After spending a few days at the mission base in Manila, we received our first assignment: Baguio, a remote city in the north. Great, I thought, we get to live in the mountains. And I thought that the Philippines was a tropical country. As we arrived at the house, I was excited to think I would be using the Internet again. I had no idea how wrong I was. Six months with no Internet!
Despite this setback, on my first day I had a very delicious lunch: chicken adobo. I loved it, but I wasn't sure that all Philippine food would be this good. And I was right. When we went to live with my mother's relatives on the island of Masbate, it was a frightful food experience.
Standard breakfast: dilis (tiny fish) and coffee at 6:00 a.m.
Lunch: more fish, rice, and some soy sauce.
Dinner: more fish, this time cleverly disguised as sinigang, a weird name for weird fish soup.
Doritos? Pringles? Forget it. If I wanted a snack, I was told to pick a green mango and put salt on it.
Then my family hopped to the next island, Cebu. Here, I admit, is where I ate foods that would make most Americans faint. Returning home after a long day of missionary work, my dad and I bought some barbecue from a street vendor. Big mistake. After eating, my dad asked what it was. I wish he hadn't. “Dog meat,” replied the vendor with a toothy smile, “with pork eyes.” I almost vomited.
I thought nothing could be worse, but I was wrong. During a Chinese New Year festival my family attended, my brother and I served ourselves and started eating with relish. The friendly Chinese hostess walked by and exclaimed, “Wow, you're eating that!”
“Er, what is it?” we asked with a slight fluttering in our bellies.
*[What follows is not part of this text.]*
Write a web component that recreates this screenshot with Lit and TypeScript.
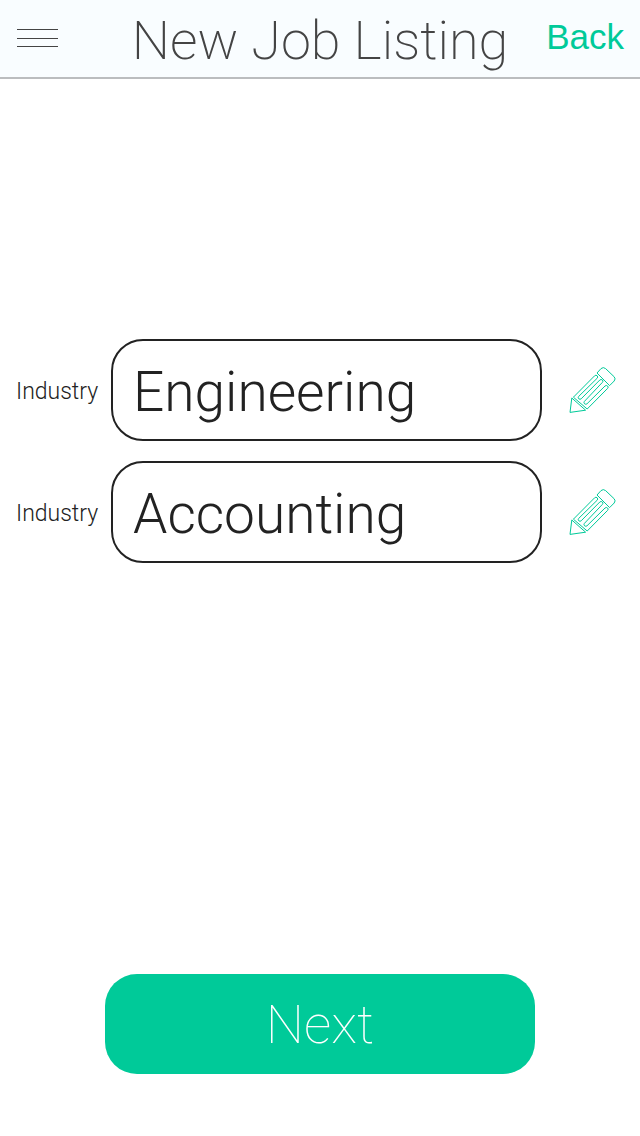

“Beans” – we were relieved to hear, but she hadn't finished – “in pork blood.” We threw the rest in the trash when she walked away.
One day during breakfast with relatives, we were served something that looked suspiciously like a fried egg mixed with food coloring, and so we ate it. When asked what it was, my aunt replied, “It's called balut.” I later found out this is an egg that is fried three days before it hatches. I had eaten it. Nasty.
But not everything was slightly inedible, according to Western standards. One food I really enjoyed was halo-halo which is basically grated ice mixed with sweet beans and an assortment of other unknown ingredients. Chuck three balls of ice cream under it and you have a cold, delicious God-sent snack.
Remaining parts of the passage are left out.